This was the first strike since September 2018 and the first time that the Hawthorne location participated in a strike, joining the Montavilla and 92nd and Powell locations. All three stores stayed open with drive-thru service for a few hours after the morning walkout, before fully shutting down in the evening.
While the union and the company continue their contract negotiations, Burgerville has been resistant to increase wages at the rate the union requests. “If Burgerville comes to the table with a decent wage proposal that actually respects us, then great. But everything they’ve shown us so far has not suggested that,” says BVWU representative Emmett Schlenz. “It’s worth the fight, and we’re ready for it. If they don’t do it, we’re going to make them.”
Burgerville representative Hillary Barbour challenges the idea that the company is bargaining in bad faith, noting the recent addition of tipping to Burgerville stores — a union request. “In our continuing negotiations we know that we’re not meeting everyone’s expectations yet, and we’re committed to working on that. Tipping is just the first step,” she says. “We’re getting feedback from the employees, and we’ve had a lot of other ideas that we’re taking back and planning on going to work on.”
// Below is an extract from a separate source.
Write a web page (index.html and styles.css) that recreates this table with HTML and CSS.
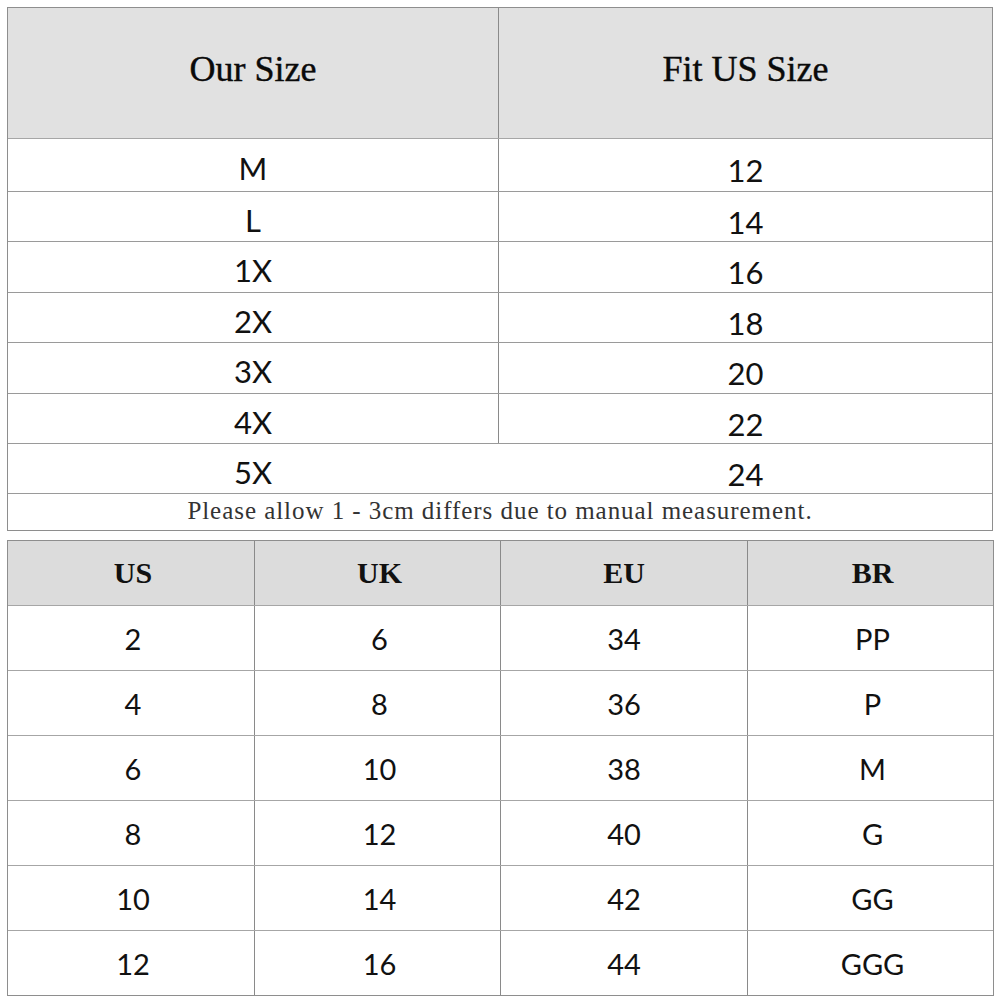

Another contested portion of the conflict comes down to when the union decided to strike. Barbour claims the company received credible word of a strike and had to cancel in order to focus on the stores that might shut down.
“When a strike is planned we do what we need to do to ensure safety and our business operations,” Barbour says. “It is absolutely the right [of workers] to strike and not to strike and we respect that, but we also want to have business operations be productive for the employees, we want to keep our customers happy, and to continue to support the Northwest farming industry and ranchers in the Pacific Northwest.”
Even so, Schlenz claims that store managers had missed bargaining meetings before with no problem. “Any day the company refuses to bargain in good faith by bringing real proposals, is a potential strike day, regardless if that’s next week, next month, or next year,” says union representative Mark Medina in a press release. In his and Schlenz’s eyes, the company shouldn’t cancel meetings during the process of union bargaining simply because of a strike.
• Burgerville [Official]
• Burgerville Workers Union [Facebook]
• Workers at Three Burgerville Locations on Strike Over Denied Wage Increases [Merc]
• Behind Portland’s Fight for Unionized Fast Food Restaurants [EPDX]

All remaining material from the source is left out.